* Start RECORDED INFORMATION *

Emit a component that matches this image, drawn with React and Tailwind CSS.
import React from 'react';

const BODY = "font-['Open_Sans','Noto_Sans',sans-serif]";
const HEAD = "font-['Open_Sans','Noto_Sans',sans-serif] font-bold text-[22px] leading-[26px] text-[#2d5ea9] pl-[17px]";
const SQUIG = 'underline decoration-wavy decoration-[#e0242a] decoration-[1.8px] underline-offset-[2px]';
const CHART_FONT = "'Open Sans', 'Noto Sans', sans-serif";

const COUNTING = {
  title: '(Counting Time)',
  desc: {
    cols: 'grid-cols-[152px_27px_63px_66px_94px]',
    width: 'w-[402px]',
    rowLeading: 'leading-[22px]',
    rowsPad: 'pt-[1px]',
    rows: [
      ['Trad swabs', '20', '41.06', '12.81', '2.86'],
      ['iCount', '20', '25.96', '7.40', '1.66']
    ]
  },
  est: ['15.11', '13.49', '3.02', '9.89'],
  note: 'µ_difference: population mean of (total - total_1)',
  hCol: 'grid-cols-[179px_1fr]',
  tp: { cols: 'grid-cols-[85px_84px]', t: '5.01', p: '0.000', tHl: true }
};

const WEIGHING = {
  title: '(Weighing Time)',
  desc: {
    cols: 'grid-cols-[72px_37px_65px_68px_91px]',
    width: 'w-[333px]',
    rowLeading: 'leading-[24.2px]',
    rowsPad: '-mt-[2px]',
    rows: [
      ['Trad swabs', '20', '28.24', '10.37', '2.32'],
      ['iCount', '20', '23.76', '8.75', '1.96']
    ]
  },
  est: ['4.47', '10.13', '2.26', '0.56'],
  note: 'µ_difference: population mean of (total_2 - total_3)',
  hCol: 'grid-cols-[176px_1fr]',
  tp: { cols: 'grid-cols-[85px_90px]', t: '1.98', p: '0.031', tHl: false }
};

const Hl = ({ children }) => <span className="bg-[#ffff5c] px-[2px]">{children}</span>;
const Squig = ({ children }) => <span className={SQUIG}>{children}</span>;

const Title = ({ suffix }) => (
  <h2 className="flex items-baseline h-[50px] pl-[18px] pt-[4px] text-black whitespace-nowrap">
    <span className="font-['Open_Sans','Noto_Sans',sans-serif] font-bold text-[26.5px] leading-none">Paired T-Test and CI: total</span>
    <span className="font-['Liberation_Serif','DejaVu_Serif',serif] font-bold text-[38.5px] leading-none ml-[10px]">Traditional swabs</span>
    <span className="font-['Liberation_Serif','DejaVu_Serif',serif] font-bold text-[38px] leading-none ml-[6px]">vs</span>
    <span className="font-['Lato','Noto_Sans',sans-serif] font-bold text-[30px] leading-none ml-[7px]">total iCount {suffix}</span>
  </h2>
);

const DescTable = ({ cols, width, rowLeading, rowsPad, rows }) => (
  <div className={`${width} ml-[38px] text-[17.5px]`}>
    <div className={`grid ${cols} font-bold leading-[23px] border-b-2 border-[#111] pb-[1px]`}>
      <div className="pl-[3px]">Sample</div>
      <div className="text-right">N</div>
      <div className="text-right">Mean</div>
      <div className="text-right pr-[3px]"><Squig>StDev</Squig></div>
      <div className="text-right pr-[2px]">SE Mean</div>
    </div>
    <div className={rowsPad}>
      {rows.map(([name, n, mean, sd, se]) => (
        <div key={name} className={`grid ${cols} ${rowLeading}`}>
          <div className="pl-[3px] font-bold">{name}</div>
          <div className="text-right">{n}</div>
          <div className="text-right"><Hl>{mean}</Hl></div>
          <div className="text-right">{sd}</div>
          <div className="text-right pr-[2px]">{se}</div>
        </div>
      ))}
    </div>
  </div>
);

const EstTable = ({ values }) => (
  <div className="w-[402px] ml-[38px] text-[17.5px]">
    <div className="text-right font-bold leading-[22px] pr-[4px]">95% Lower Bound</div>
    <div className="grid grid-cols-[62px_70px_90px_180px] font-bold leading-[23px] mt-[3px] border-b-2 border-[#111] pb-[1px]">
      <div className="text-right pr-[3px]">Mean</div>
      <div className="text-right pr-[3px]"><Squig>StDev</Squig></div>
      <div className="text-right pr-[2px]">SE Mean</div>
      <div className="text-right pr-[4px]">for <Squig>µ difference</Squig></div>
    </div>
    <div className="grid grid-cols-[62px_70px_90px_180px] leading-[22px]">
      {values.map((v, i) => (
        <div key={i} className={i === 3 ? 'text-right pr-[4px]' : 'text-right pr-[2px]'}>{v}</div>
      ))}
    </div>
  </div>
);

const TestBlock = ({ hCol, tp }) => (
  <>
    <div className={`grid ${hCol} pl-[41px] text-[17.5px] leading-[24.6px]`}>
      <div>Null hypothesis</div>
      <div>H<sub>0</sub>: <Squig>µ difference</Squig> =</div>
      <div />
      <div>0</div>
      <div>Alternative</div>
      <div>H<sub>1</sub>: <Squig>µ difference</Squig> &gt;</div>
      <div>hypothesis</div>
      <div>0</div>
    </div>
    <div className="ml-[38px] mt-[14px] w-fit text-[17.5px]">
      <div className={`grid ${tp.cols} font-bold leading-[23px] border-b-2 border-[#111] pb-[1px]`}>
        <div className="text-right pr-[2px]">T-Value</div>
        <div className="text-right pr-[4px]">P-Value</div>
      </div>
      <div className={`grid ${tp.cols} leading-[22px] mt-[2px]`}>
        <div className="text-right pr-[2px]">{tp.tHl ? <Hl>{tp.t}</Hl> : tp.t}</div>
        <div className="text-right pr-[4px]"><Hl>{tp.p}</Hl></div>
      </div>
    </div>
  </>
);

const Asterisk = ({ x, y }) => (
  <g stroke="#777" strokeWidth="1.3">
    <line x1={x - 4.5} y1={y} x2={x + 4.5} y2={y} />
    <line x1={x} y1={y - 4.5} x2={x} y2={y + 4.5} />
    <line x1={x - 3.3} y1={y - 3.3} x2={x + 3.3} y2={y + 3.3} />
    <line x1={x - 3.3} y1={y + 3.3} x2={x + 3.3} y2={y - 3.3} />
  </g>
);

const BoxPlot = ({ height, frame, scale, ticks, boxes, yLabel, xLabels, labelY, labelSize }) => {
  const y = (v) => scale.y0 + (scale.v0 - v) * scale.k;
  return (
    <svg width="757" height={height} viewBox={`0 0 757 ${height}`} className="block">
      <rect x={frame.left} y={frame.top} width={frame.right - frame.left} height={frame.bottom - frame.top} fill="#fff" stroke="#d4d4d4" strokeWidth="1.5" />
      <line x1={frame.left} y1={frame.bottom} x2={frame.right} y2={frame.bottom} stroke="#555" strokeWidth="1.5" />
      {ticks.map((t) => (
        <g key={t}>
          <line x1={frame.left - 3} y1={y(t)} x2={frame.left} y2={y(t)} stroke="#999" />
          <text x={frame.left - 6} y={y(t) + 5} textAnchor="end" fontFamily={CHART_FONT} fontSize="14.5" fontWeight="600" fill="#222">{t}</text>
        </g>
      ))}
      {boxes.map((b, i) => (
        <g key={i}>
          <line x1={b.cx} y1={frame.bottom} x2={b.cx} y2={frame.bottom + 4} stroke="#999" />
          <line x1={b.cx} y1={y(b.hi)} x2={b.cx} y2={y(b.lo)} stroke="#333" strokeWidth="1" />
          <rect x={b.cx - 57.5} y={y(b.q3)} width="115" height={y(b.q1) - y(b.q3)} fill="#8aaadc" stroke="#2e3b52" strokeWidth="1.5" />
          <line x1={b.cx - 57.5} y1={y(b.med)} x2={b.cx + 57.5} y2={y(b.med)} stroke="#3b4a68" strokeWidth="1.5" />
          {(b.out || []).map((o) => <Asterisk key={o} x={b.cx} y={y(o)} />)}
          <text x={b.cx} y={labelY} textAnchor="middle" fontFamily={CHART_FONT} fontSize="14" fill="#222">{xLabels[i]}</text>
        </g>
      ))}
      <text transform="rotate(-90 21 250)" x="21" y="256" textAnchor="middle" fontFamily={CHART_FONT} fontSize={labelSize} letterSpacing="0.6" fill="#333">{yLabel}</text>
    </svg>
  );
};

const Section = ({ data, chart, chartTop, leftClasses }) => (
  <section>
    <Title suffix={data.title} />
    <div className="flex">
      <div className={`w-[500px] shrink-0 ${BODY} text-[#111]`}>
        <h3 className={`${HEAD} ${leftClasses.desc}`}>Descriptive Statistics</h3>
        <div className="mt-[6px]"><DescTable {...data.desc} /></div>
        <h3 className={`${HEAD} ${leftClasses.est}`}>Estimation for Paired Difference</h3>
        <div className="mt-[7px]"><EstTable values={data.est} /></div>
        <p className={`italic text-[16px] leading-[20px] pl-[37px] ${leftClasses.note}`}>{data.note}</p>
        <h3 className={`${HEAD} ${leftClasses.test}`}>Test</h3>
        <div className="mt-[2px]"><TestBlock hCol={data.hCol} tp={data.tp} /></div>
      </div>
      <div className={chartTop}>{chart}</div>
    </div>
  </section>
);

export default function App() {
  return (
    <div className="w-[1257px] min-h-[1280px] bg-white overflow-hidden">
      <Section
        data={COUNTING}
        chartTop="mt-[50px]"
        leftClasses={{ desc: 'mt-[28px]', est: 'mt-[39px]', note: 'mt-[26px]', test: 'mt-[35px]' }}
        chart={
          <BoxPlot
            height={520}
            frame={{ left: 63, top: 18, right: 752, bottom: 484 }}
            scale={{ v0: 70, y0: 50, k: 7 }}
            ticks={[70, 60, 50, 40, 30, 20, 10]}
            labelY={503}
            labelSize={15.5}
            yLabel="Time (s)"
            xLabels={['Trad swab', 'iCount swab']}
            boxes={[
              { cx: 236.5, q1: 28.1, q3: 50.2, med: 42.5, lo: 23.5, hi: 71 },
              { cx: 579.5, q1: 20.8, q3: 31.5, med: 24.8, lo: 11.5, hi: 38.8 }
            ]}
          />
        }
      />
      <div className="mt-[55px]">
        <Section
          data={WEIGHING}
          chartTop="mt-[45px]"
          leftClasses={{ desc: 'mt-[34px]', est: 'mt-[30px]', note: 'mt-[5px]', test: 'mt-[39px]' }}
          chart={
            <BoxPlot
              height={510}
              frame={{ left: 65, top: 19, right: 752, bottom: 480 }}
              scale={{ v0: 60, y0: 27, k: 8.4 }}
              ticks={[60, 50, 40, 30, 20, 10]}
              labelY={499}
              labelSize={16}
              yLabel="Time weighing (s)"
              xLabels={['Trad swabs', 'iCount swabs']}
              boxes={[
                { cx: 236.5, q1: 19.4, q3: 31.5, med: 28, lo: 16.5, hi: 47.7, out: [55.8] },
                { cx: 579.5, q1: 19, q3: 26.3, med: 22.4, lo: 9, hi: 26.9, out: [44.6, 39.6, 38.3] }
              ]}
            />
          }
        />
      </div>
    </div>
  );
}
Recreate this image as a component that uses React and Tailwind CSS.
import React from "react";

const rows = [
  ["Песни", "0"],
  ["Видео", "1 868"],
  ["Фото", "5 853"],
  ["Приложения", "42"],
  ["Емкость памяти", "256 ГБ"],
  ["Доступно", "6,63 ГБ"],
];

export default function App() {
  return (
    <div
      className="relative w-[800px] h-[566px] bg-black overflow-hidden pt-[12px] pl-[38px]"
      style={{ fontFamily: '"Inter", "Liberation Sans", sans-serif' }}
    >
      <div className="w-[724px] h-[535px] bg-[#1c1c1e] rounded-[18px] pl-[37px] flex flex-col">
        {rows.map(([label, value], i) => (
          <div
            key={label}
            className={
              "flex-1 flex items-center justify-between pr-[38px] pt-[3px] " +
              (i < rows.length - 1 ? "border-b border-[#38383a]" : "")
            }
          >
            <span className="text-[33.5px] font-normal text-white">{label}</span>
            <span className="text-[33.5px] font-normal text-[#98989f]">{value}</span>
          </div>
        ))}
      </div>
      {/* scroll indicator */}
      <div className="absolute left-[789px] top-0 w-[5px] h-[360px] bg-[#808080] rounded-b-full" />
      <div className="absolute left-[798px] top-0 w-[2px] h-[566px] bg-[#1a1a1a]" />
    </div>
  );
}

* End RECORDED INFORMATION *

> [YOUR GOAL] Give back the lines above exactly, from the one with "Recreate this image" through the last line.

> [COMPLETE OUTPUT]
Recreate this image as a component that uses React and Tailwind CSS.
import React from "react";

const rows = [
  ["Песни", "0"],
  ["Видео", "1 868"],
  ["Фото", "5 853"],
  ["Приложения", "42"],
  ["Емкость памяти", "256 ГБ"],
  ["Доступно", "6,63 ГБ"],
];

export default function App() {
  return (
    <div
      className="relative w-[800px] h-[566px] bg-black overflow-hidden pt-[12px] pl-[38px]"
      style={{ fontFamily: '"Inter", "Liberation Sans", sans-serif' }}
    >
      <div className="w-[724px] h-[535px] bg-[#1c1c1e] rounded-[18px] pl-[37px] flex flex-col">
        {rows.map(([label, value], i) => (
          <div
            key={label}
            className={
              "flex-1 flex items-center justify-between pr-[38px] pt-[3px] " +
              (i < rows.length - 1 ? "border-b border-[#38383a]" : "")
            }
          >
            <span className="text-[33.5px] font-normal text-white">{label}</span>
            <span className="text-[33.5px] font-normal text-[#98989f]">{value}</span>
          </div>
        ))}
      </div>
      {/* scroll indicator */}
      <div className="absolute left-[789px] top-0 w-[5px] h-[360px] bg-[#808080] rounded-b-full" />
      <div className="absolute left-[798px] top-0 w-[2px] h-[566px] bg-[#1a1a1a]" />
    </div>
  );
}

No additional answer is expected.